CLASP Project #2, QB50 CubeSat Operations and Data Analysis
Faculty Mentor: Aaron Ridley
Project Details: The University of Michigan has built two small satellites that are being deployed from the International Space Station in April 2017. These satellites, along with about 40 other satellites, will measure the density of the upper atmosphere. We will use this data to help understand how the upper atmosphere responds to energy inputs, like the northern lights. We are looking for students who are interested in helping to operate the satellites and help interpret the data to learn more about the atmosphere.
CLASP Project #3, Space Weather Research
Faculty Mentor: Shasha Zou
Project Details: The Earth’s ionosphere is a “thin” shell (several hundred km thick) of ionized particles located at about tens of kilometers above the surface.

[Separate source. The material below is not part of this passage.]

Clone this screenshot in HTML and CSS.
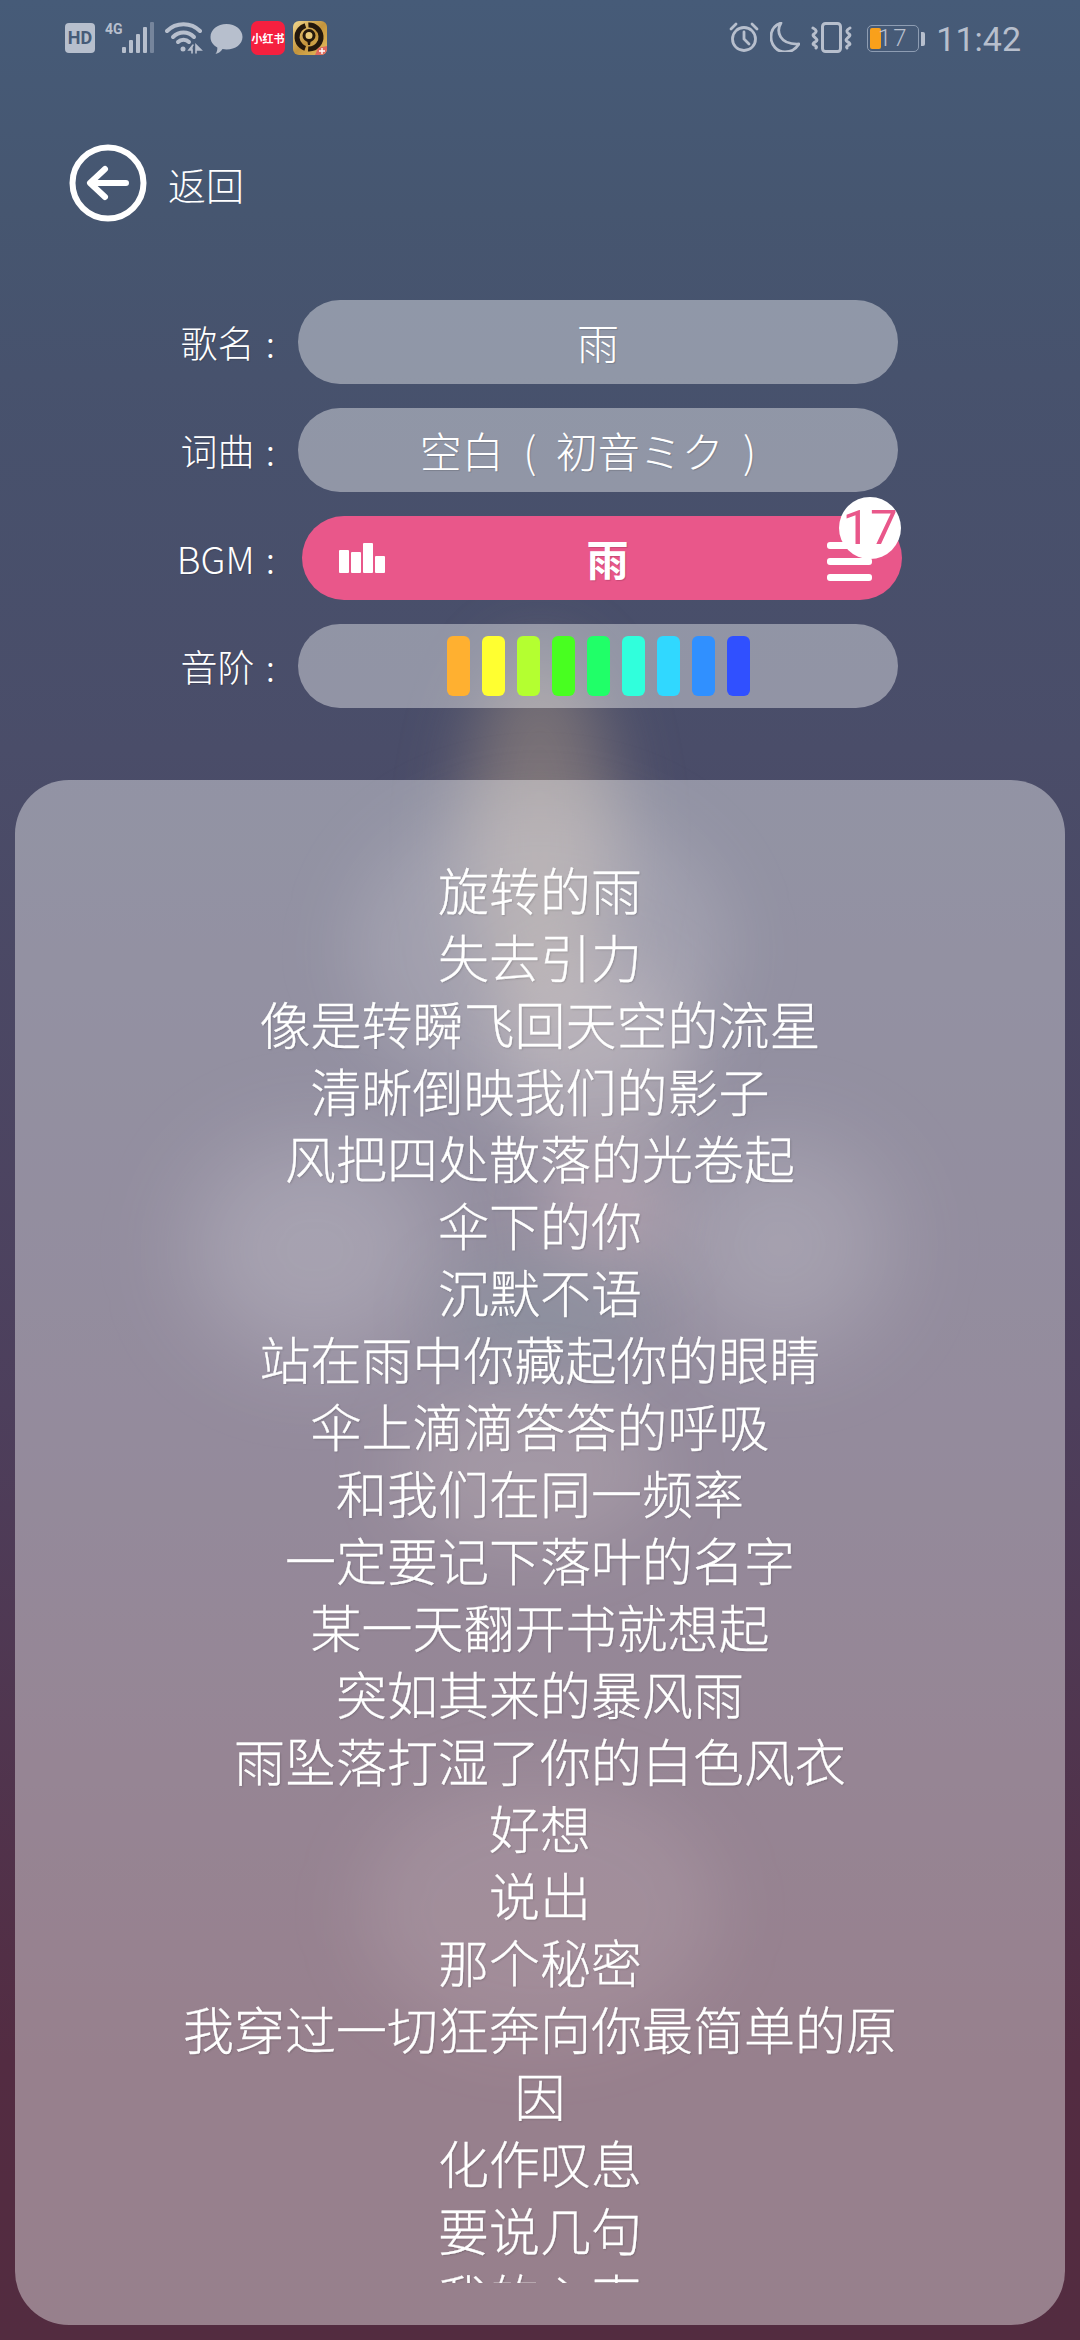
FILE: index.html
```html
<!DOCTYPE html>
<html lang="zh-CN">
<head>
    <meta charset="UTF-8">
    <meta name="viewport" content="width=device-width, initial-scale=1.0">
    <title>雨</title>
    <link rel="stylesheet" href="styles.css">
</head>
<body>
    <!-- blurred cover picture behind everything -->
    <div class="cover">
        <div class="blob blob-neck"></div>
        <div class="blob blob-head"></div>
        <div class="blob blob-streak"></div>
        <div class="blob blob-hair-left"></div>
        <div class="blob blob-hair-right"></div>
        <div class="blob blob-cheek"></div>
        <div class="blob blob-dark"></div>
        <div class="blob blob-chest"></div>
        <div class="blob blob-skirt"></div>
    </div>

    <div class="page">
        <div class="status-bar">
            <div class="status-left">
                <svg class="icon-hd" width="30" height="30" viewBox="0 0 30 30">
                    <rect width="30" height="30" rx="4" fill="#b7bfcd"/>
                    <text x="15" y="21" text-anchor="middle" class="hd-text">HD</text>
                </svg>
                <svg class="icon-signal" width="50" height="32" viewBox="0 0 50 32">
                    <text x="0" y="12" class="net-text">4G</text>
                    <rect x="17" y="25" width="4" height="6" rx="1" fill="#b7bfcd"/>
                    <rect x="24" y="18" width="4" height="13" rx="1" fill="#b7bfcd"/>
                    <rect x="31" y="12" width="4" height="19" rx="1" fill="#b7bfcd"/>
                    <rect x="38" y="5" width="4" height="26" rx="1" fill="#b7bfcd"/>
                    <rect x="45" y="0" width="4" height="31" rx="1" fill="#76859c"/>
                </svg>
                <svg class="icon-wifi" width="38" height="32" viewBox="0 0 38 32" fill="none" stroke="#b7bfcd" stroke-width="4" stroke-linecap="round">
                    <path d="M2 9C11 0 26 0 35 9"/>
                    <path d="M8 15C14 9 23 9 29 15"/>
                    <path d="M13 20C16 17 21 17 24 20"/>
                    <circle cx="18" cy="27" r="2.5" fill="#b7bfcd" stroke="none"/>
                    <path d="M28 23L24 28H27V31M31 31V23L36 28H31" stroke-width="1.6" fill="#b7bfcd"/>
                </svg>
                <svg class="icon-msg" width="33" height="32" viewBox="0 0 33 32">
                    <path d="M16.5 1C25.6 1 32.5 6.800 32.500 14C32.500 21.200 25.600 26.500 16.500 26.500C15 26.500 13.700 26.400 12.500 26.100C11 28.500 8.500 30.500 5.500 31C7 29 7.500 26.500 7.300 24.500C3 22.200 .5 18.500 .5 14C.5 6.800 7.400 1 16.500 1Z" fill="#b7bfcd"/>
                </svg>
                <div class="app-red">小红书</div>
                <svg class="app-game" width="34" height="34" viewBox="0 0 34 34">
                    <defs>
                        <linearGradient id="gameGold" x1="0" y1="0" x2="1" y2="1">
                            <stop offset="0" stop-color="#f2d88e"/>
                            <stop offset="0.5" stop-color="#c4943c"/>
                            <stop offset="1" stop-color="#e8c060"/>
                        </linearGradient>
                    </defs>
                    <rect width="34" height="34" rx="6" fill="url(#gameGold)"/>
                    <circle cx="16" cy="16" r="12" fill="none" stroke="#24180c" stroke-width="5" stroke-dasharray="30 3 30 3" transform="rotate(-50 16 16)"/>
                    <circle cx="16" cy="14.500" r="5" fill="#e8c878" stroke="#24180c" stroke-width="3"/>
                    <path d="M14 18.500H18L17 24H15Z" fill="#24180c"/>
                    <path d="M22 34L25 27L34 25V28C34 31 31 34 28 34Z" fill="#e0685e"/>
                    <path d="M26 30H32M29 27V33" stroke="#fff" stroke-width="1.400"/>
                </svg>
            </div>
            <div class="status-right">
                <svg class="icon-alarm" width="30" height="30" viewBox="0 0 30 30" fill="none" stroke="#b7bfcd" stroke-width="2.800" stroke-linecap="round">
                    <circle cx="15" cy="17" r="11.500"/>
                    <path d="M15 10V17L20 22"/>
                    <path d="M2 7L7 2M28 7L23 2"/>
                </svg>
                <svg class="icon-moon" width="30" height="30" viewBox="0 0 30 30">
                    <path d="M11 1C6 9 9 23 29 22C26 27 21 30 15 30C7 30 1 23 1 15C1 8 5 3 11 1Z" fill="none" stroke="#b7bfcd" stroke-width="2.800" stroke-linejoin="round"/>
                </svg>
                <svg class="icon-vibrate" width="42" height="31" viewBox="0 0 42 31" fill="none" stroke="#b7bfcd" stroke-linecap="round">
                    <rect x="11.500" y="1.500" width="18" height="28" rx="3" stroke-width="3"/>
                    <path d="M2 6C6 8 6 10 3 12C0 14 6 16 6 18C6 20 0 21 3 23C5 24 6 25 5 26" stroke-width="3"/>
                    <path d="M39 6C35 8 35 10 38 12C41 14 35 16 35 18C35 20 41 21 38 23C36 24 35 25 36 26" stroke-width="3"/>
                </svg>
                <div class="battery">
                    <div class="battery-body">
                        <div class="battery-fill"></div>
                        <span class="battery-text">17</span>
                    </div>
                    <div class="battery-nub"></div>
                </div>
                <span class="clock">11:42</span>
            </div>
        </div>

        <div class="back-row">
            <svg class="back-icon" width="78" height="78" viewBox="0 0 78 78" fill="none" stroke="#fff" stroke-linecap="round" stroke-linejoin="round">
                <circle cx="39" cy="39" r="35.500" stroke-width="6"/>
                <path d="M57 39H22M36 25L21 39L36 53" stroke-width="6"/>
            </svg>
            <span class="back-text">返回</span>
        </div>

        <div class="form">
            <div class="form-row">
                <span class="form-label">歌名 :</span>
                <div class="pill">雨</div>
            </div>
            <div class="form-row">
                <span class="form-label">词曲 :</span>
                <div class="pill pill-credit">空白 ( 初音ミク )</div>
            </div>
            <div class="form-row">
                <span class="form-label">BGM :</span>
                <div class="pill pill-bgm">
                    <svg class="bgm-bars" width="47" height="30" viewBox="0 0 47 30" fill="#fff">
                        <rect x="0" y="7" width="10" height="23" rx="1"/>
                        <rect x="12" y="9" width="10" height="21" rx="1"/>
                        <rect x="24" y="0" width="10" height="30" rx="1"/>
                        <rect x="36" y="13" width="10" height="17" rx="1"/>
                    </svg>
                    <span class="bgm-name">雨</span>
                    <div class="bgm-menu">
                        <span class="menu-line"></span>
                        <span class="menu-line"></span>
                        <span class="menu-line"></span>
                        <span class="bgm-badge">17</span>
                    </div>
                </div>
            </div>
            <div class="form-row">
                <span class="form-label">音阶 :</span>
                <div class="pill pill-scale">
                    <span class="note note-1"></span>
                    <span class="note note-2"></span>
                    <span class="note note-3"></span>
                    <span class="note note-4"></span>
                    <span class="note note-5"></span>
                    <span class="note note-6"></span>
                    <span class="note note-7"></span>
                    <span class="note note-8"></span>
                    <span class="note note-9"></span>
                </div>
            </div>
        </div>

        <div class="lyrics-panel">
            <div class="lyrics">
                <p>旋转的雨</p>
                <p>失去引力</p>
                <p>像是转瞬飞回天空的流星</p>
                <p>清晰倒映我们的影子</p>
                <p>风把四处散落的光卷起</p>
                <p>伞下的你</p>
                <p>沉默不语</p>
                <p>站在雨中你藏起你的眼睛</p>
                <p>伞上滴滴答答的呼吸</p>
                <p>和我们在同一频率</p>
                <p>一定要记下落叶的名字</p>
                <p>某一天翻开书就想起</p>
                <p>突如其来的暴风雨</p>
                <p>雨坠落打湿了你的白色风衣</p>
                <p>好想</p>
                <p>说出</p>
                <p>那个秘密</p>
                <p>我穿过一切狂奔向你最简单的原因</p>
                <p>化作叹息</p>
                <p>要说几句</p>
                <p>我的心声</p>
            </div>
        </div>
    </div>
</body>
</html>
```

FILE: styles.css
```css
* {
    box-sizing: border-box;
}

body {
    margin: 0;
    width: 1080px;
    height: 2340px;
    overflow: hidden;
    position: relative;
    font-family: "Noto Sans CJK SC", "Noto Sans", sans-serif;
    font-weight: 300;
    color: #fff;
    background: linear-gradient(180deg, #465b78 0%, #465670 9%, #47526d 16%, #4a4d69 32%, #4d3f5c 60%, #532c42 88%, #532c40 100%);
}

/* blurred picture */
.cover {
    position: absolute;
    inset: 0;
    overflow: hidden;
}

.blob {
    position: absolute;
    border-radius: 50%;
    filter: blur(34px);
}

.blob-neck {
    left: 465px;
    top: 650px;
    width: 150px;
    height: 380px;
    background: rgba(195, 170, 140, 0.4);
}

.blob-head {
    left: 350px;
    top: 800px;
    width: 380px;
    height: 300px;
    background: rgba(215, 210, 215, 0.18);
}

.blob-streak {
    left: 500px;
    top: 960px;
    width: 190px;
    height: 200px;
    background: rgba(225, 205, 190, 0.25);
}

.blob-hair-left {
    left: 190px;
    top: 1140px;
    width: 250px;
    height: 220px;
    filter: blur(45px);
    background: rgba(225, 225, 230, 0.22);
}

.blob-hair-right {
    left: 670px;
    top: 1140px;
    width: 220px;
    height: 210px;
    filter: blur(45px);
    background: rgba(225, 225, 230, 0.2);
}

.blob-cheek {
    left: 540px;
    top: 1150px;
    width: 130px;
    height: 120px;
    background: rgba(225, 170, 175, 0.28);
}

.blob-dark {
    left: 440px;
    top: 1270px;
    width: 210px;
    height: 90px;
    background: rgba(50, 85, 100, 0.38);
}

.blob-chest {
    left: 400px;
    top: 1390px;
    width: 260px;
    height: 160px;
    background: rgba(215, 190, 175, 0.18);
}

.blob-skirt {
    left: 360px;
    top: 1780px;
    width: 360px;
    height: 260px;
    background: rgba(215, 185, 190, 0.14);
}

.page {
    position: relative;
    height: 100%;
    display: flex;
    flex-direction: column;
}

/* status bar */
.status-bar {
    height: 75px;
    padding: 21px 59px 0 65px;
    display: flex;
    justify-content: space-between;
    align-items: flex-start;
}

.status-left,
.status-right {
    display: flex;
    align-items: flex-start;
}

.icon-hd {
    margin-top: 2px;
}

.hd-text {
    font-family: "Roboto", sans-serif;
    font-size: 18px;
    font-weight: 700;
    fill: #465b78;
}

.icon-signal {
    margin-left: 10px;
    margin-top: 1px;
}

.net-text {
    font-family: "Roboto", sans-serif;
    font-size: 14px;
    font-weight: 700;
    fill: #b7bfcd;
}

.icon-wifi {
    margin-left: 10px;
    margin-top: 1px;
}

.icon-msg {
    margin-left: 7px;
    margin-top: 2px;
}

.app-red {
    width: 34px;
    height: 34px;
    margin-left: 8px;
    border-radius: 7px;
    background: #f5203f;
    color: #fff;
    font-size: 11px;
    font-weight: 700;
    line-height: 34px;
    text-align: center;
    white-space: nowrap;
}

.app-game {
    margin-left: 8px;
}

.status-right {
    margin-top: 1px;
}

.icon-moon {
    margin-left: 11px;
}

.icon-vibrate {
    margin-left: 11px;
}

.battery {
    display: flex;
    align-items: center;
    margin-left: 14px;
    margin-top: 3px;
}

.battery-body {
    position: relative;
    width: 52px;
    height: 27px;
    border: 1.5px solid #8e9db3;
    border-radius: 5px;
    text-align: center;
}

.battery-fill {
    position: absolute;
    left: 2px;
    top: 2px;
    bottom: 2px;
    width: 11px;
    background: #f9a01b;
    border-radius: 2px;
}

.battery-text {
    position: relative;
    font-family: "Roboto", sans-serif;
    font-size: 24px;
    font-weight: 300;
    line-height: 24px;
    letter-spacing: 2px;
    color: #b7bfcd;
    display: block;
}

.battery-nub {
    width: 4px;
    height: 14px;
    margin-left: 2px;
    background: #b7bfcd;
    border-radius: 0 2px 2px 0;
}

.clock {
    margin-left: 11px;
    font-family: "Roboto", sans-serif;
    font-size: 34px;
    font-weight: 400;
    line-height: 34px;
    color: #b7bfcd;
}

/* back button */
.back-row {
    margin-top: 69px;
    padding-left: 69px;
    display: flex;
    align-items: center;
    height: 78px;
}

.back-text {
    margin-left: 21px;
    font-size: 38px;
    line-height: 78px;
    margin-top: 1px;
}

/* form */
.form {
    margin-top: 78px;
    display: flex;
    flex-direction: column;
    gap: 24px;
}

.form-row {
    display: flex;
    align-items: center;
    height: 84px;
}

.form-label {
    width: 275px;
    font-size: 37px;
    word-spacing: 3px;
    text-align: right;
    white-space: nowrap;
    text-shadow: 1px 1px 1px rgba(0, 0, 0, 0.15);
}

.pill {
    width: 600px;
    height: 84px;
    margin-left: 23px;
    border-radius: 42px;
    background: rgba(255, 255, 255, 0.4);
    font-size: 42px;
    line-height: 84px;
    text-align: center;
    text-shadow: 1px 1px 1px rgba(0, 0, 0, 0.15);
}

.pill-credit {
    padding-right: 20px;
    word-spacing: 10px;
}

.pill-bgm {
    margin-left: 27px;
    padding: 0 30px 0 37px;
    display: flex;
    align-items: center;
    justify-content: space-between;
    background: #e9578a;
}

.bgm-bars {
    margin-top: -1px;
}

.bgm-name {
    font-size: 42px;
    font-weight: 700;
    line-height: 84px;
    margin-left: 2px;
}

.bgm-menu {
    position: relative;
    width: 45px;
    display: flex;
    flex-direction: column;
    gap: 9px;
    margin-top: 6px;
}

.menu-line {
    height: 7px;
    border-radius: 3px;
    background: #fff;
}

.bgm-badge {
    position: absolute;
    left: 12px;
    top: -45px;
    width: 62px;
    height: 62px;
    border-radius: 50%;
    background: #fff;
    color: #e9578a;
    font-family: "Roboto", sans-serif;
    font-size: 49px;
    font-weight: 400;
    line-height: 62px;
    text-align: center;
    text-shadow: none;
}

.pill-scale {
    display: flex;
    align-items: center;
    justify-content: center;
    gap: 12px;
}

.note {
    width: 23px;
    height: 60px;
    border-radius: 6px;
}

.note-1 { background: #ffb030; }
.note-2 { background: #ffff30; }
.note-3 { background: #b4ff30; }
.note-4 { background: #48ff20; }
.note-5 { background: #20ff68; }
.note-6 { background: #30ffdc; }
.note-7 { background: #30d8ff; }
.note-8 { background: #3090ff; }
.note-9 { background: #3050ff; }

/* lyrics */
.lyrics-panel {
    width: 1050px;
    height: 1545px;
    margin: 72px 0 0 15px;
    padding-top: 76px;
    border-radius: 54px;
    background: rgba(255, 255, 255, 0.4);
}

.lyrics {
    width: 730px;
    height: 1427px;
    margin: 0 auto;
    overflow: hidden;
    font-size: 51px;
    line-height: 67px;
    text-align: center;
    -webkit-text-stroke: 0.3px #fff;
    text-shadow: 1px 1px 2px rgba(0, 0, 0, 0.18);
}

.lyrics p {
    margin: 0;
}
```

The amount of ionized particles within the ionosphere can vary significantly. The ionospheric density variations can affect the propagation of radio signals that pass through or are reflected by the ionosphere, leading to severe signal loss of the Global Navigation Satellite System (GNSS), including the Global Positioning Satellite (GPS). In this project, students will participate in analyzing data from ground-based radars to investigate the ionosphere density structures and their evolution during Space Weather events.
CLASP Project #4, Effect of precipitation on Lake Erie hazardous algal blooms
Faculty Mentor: Allison Steiner
Project Details: The long-term sustainability of coastal ecosystems is influenced by anthropogenic activity, and in particular, climate change. Informing effective decisions to prevent and respond to these threats can only be accomplished through an enhanced understanding of the interplay among social, biological, and physical systems. Anticipating and managing future changes is a unique challenge requiring accurate representation and integration of climate drivers, biophysical responses, economic impacts, and adaptation decisions, but also the production of model outputs that are usable for decision making. How does climate influence the biophysical dynamics of freshwater ecosystems and ecosystem services, and how can scientist and stakeholder co-production of information enhance coastal decision-making and sustainability? This project will evaluate the role of precipitation change and how uncertainty in climate model precipitation affects simulations of phosphorous loading, and the role of cold season processes (e.g., snow, frozen soil) on climate and phosphorous loading.